The issue here is that numerous words are contained within one string.
For example, "basketballland" contains the words 'basket', 'ball',
'land', 'and', and 'basketball' so it needs to somehow have the best
use of those words to maximize a domain. I would not want the domain
or phrase "bbsstuland" above because it only contains one word "land"

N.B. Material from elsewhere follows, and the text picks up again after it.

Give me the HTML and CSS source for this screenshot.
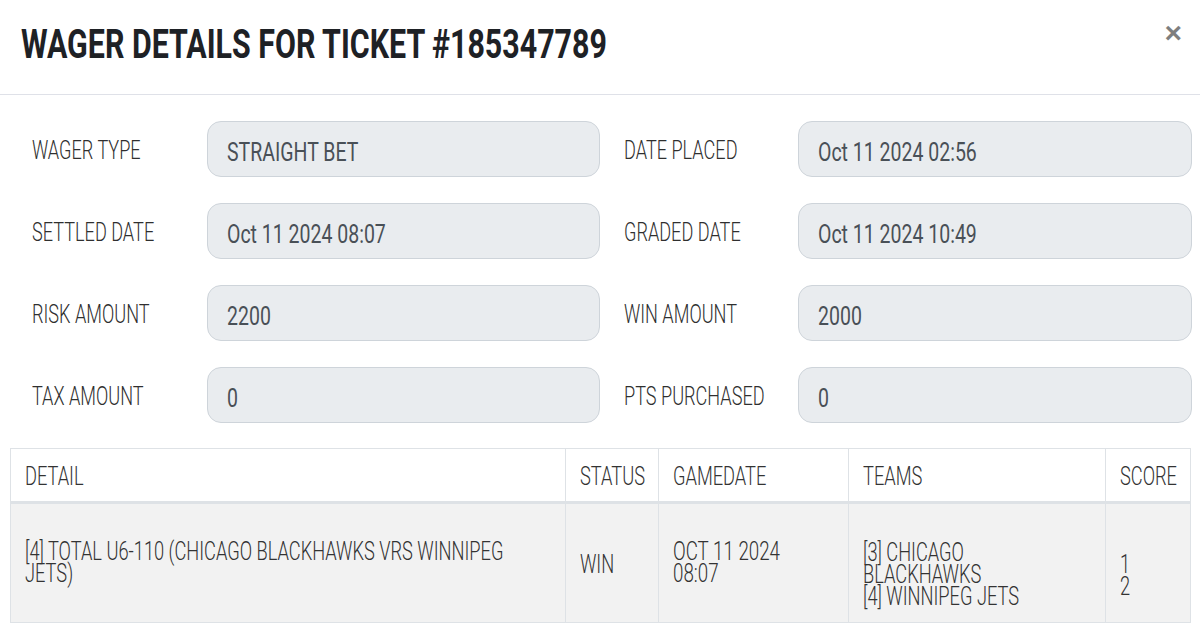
FILE: index.html
```html
<!DOCTYPE html>
<html lang="en">
<head>
<meta charset="utf-8">
<title>Wager Details</title>
<link rel="stylesheet" href="styles.css">
</head>
<body>
<div class="modal">
  <div class="modal-header">
    <h2 class="modal-title"><span class="fit">WAGER DETAILS FOR TICKET #185347789</span></h2>
    <button class="close" type="button">&times;</button>
  </div>
  <div class="modal-body">
    <div class="fields">
      <div class="label"><span class="fit">WAGER TYPE</span></div>
      <div class="value"><span class="fit">STRAIGHT BET</span></div>
      <div class="label col2"><span class="fit">DATE PLACED</span></div>
      <div class="value"><span class="fit">Oct 11 2024 02:56</span></div>
      <div class="label"><span class="fit">SETTLED DATE</span></div>
      <div class="value"><span class="fit">Oct 11 2024 08:07</span></div>
      <div class="label col2"><span class="fit">GRADED DATE</span></div>
      <div class="value"><span class="fit">Oct 11 2024 10:49</span></div>
      <div class="label"><span class="fit">RISK AMOUNT</span></div>
      <div class="value"><span class="fit">2200</span></div>
      <div class="label col2"><span class="fit">WIN AMOUNT</span></div>
      <div class="value"><span class="fit">2000</span></div>
      <div class="label"><span class="fit">TAX AMOUNT</span></div>
      <div class="value"><span class="fit">0</span></div>
      <div class="label col2"><span class="fit">PTS PURCHASED</span></div>
      <div class="value"><span class="fit">0</span></div>
    </div>
    <table class="detail-table">
      <colgroup>
        <col class="c-detail"><col class="c-status"><col class="c-date"><col class="c-teams"><col class="c-score">
      </colgroup>
      <thead>
        <tr>
          <th><span class="fit">DETAIL</span></th>
          <th><span class="fit">STATUS</span></th>
          <th><span class="fit">GAMEDATE</span></th>
          <th><span class="fit">TEAMS</span></th>
          <th><span class="fit">SCORE</span></th>
        </tr>
      </thead>
      <tbody>
        <tr class="body-row">
          <td class="detail"><span class="fit-block">[4] TOTAL U6-110 (CHICAGO BLACKHAWKS VRS WINNIPEG JETS)</span></td>
          <td class="status"><span class="fit-block">WIN</span></td>
          <td class="gamedate"><span class="fit-block">OCT 11 2024<br>08:07</span></td>
          <td class="teams"><span class="fit-block">[3] CHICAGO BLACKHAWKS<br>[4] WINNIPEG JETS</span></td>
          <td class="score"><span class="fit-block">1<br>2</span></td>
        </tr>
      </tbody>
    </table>
  </div>
</div>
</body>
</html>
```
FILE: styles.css
```css
html, body {
  margin: 0;
  background: #ffffff;
  overflow: hidden;
}
body {
  font-family: "Roboto", "Liberation Sans", sans-serif;
  color: #333333;
  --sx: 0.725;
}
.fit {
  display: inline-block;
  white-space: nowrap;
  transform: scaleX(var(--sx));
  transform-origin: 0 50%;
}
.fit-block {
  display: block;
  width: calc(100% / var(--sx));
  transform: scaleX(var(--sx));
  transform-origin: 0 50%;
}
.modal-header {
  height: 95px;
  box-sizing: border-box;
  border-bottom: 1px solid #dfe1e8;
  display: flex;
  align-items: center;
  justify-content: space-between;
  padding: 0 18px 5px 21px;
}
.modal-title {
  --sx: 0.741;
  flex: 1;
  margin: 0;
  font-size: 41px;
  font-weight: 700;
  color: #1e2125;
  line-height: 1;
}
.close {
  align-self: flex-start;
  margin-top: 18px;
  padding: 0;
  background: none;
  border: 0;
  font-family: "Liberation Sans", Arial, sans-serif;
  font-size: 30px;
  font-weight: 700;
  line-height: 1;
  color: #000000;
  opacity: 0.5;
}
.modal-body {
  padding: 26px 8px 14px 10px;
}
.fields {
  display: grid;
  grid-template-columns: 175px 393px 198px 394px;
  row-gap: 26px;
  padding-left: 22px;
  margin-bottom: 25px;
}
.label {
  align-self: center;
  font-size: 25px;
  font-weight: 300;
  color: #2f2f2f;
  line-height: 1;
  padding-top: 2px;
}
.label.col2 {
  padding-left: 24px;
}
.value {
  --sx: 0.75;
  height: 56px;
  box-sizing: border-box;
  border: 1px solid #ced4da;
  border-radius: 14px;
  background: #e9ecef;
  color: #495057;
  font-size: 26px;
  line-height: 1;
  padding: 5px 19px 0;
  display: flex;
  align-items: center;
}
.detail-table {
  --sx: 0.73;
  width: 1180px;
  border-collapse: collapse;
  table-layout: fixed;
  font-size: 25px;
  font-weight: 300;
  color: #333333;
}
.c-detail { width: 555px; }
.c-status { width: 93px; }
.c-date { width: 190px; }
.c-teams { width: 257px; }
.c-score { width: 85px; }
.detail-table th,
.detail-table td {
  border: 1px solid #dee2e6;
  padding: 0 14px;
  text-align: left;
  vertical-align: middle;
  line-height: 22px;
}
.detail-table th {
  height: 49px;
  padding-top: 3px;
  font-weight: 300;
  border-bottom: 3px solid #dee2e6;
  background: #ffffff;
}
.detail-table .body-row {
  height: 120px;
}
.detail-table td {
  background: #f2f2f2;
}
.detail-table td.detail {
  padding-right: 30px;
}
.detail-table td.status {
  padding-top: 4px;
}
.detail-table td.gamedate {
  --sx: 0.75;
}
.detail-table td.teams {
  vertical-align: top;
  padding-top: 38px;
  padding-right: 30px;
}
.detail-table td.score {
  vertical-align: top;
  padding-top: 50px;
}
```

and thus is not a pure string of words. I am sure someone has written
a parser or something to be able to enter in a list of 30,000 or so
dictionary terms and be able to search a bunch of running-together
text for those words. |
Request for Question Clarification by
jbf777-ga
on
24 Jun 2005 08:54 PDT
Hello -
Would a standard dictionary work for something like this, or will
there be colloquialisms and pronouns in these domains?
jbf777
|
Clarification of Question by
blake28-ga
on
24 Jun 2005 11:55 PDT
I actually have a text dictionary of about 30,000 or so words. I
guess it could contain both colloquialisms and pronouns if they are
contained within the dictionary file. I envision that I will have to
add some words to the master dictionary file as I discover ones that
the program misses. For example, I think my dictionary file did not
have the word 'hosting' in it but I added it to the file. So, if
there is a phrase or so I want to flag, then I probably will add to
the dictionary. Does that help?
|
Request for Question Clarification by
leapinglizard-ga
on
24 Jun 2005 18:04 PDT
Your question is right up my alley. I've been developing
text-processing tools for several years now, and I know just the right
algorithm to solve this problem. We'll have to settle a few details
before I get started.
First, the dictionary would ideally be a plaintext file consisting of
non-whitespace tokens separated by whitespace. Whitespace includes
newlines, carriage returns, tabs, and spaces. Anything else is
non-whitespace. So a single token -- or, in more conventional
parlance, a word -- would consist of one or more non-whitespace
characters terminated by one or more whitespace characters. If you
can't accommodate this format, I'll provide a dictionary of my own,
containing all inflections of every headword found in the American
Heritage Dictionary. You'll find it easy to augment this dictionary
with new words of your own. The other input file, namely the list of
domain names, should be in the same format. If you want to leave on
the .com and .net extensions, I can have my program strip them
automatically.
Second, I can code the program in one of several programming
languages. A C program would be fastest, but not the most readable.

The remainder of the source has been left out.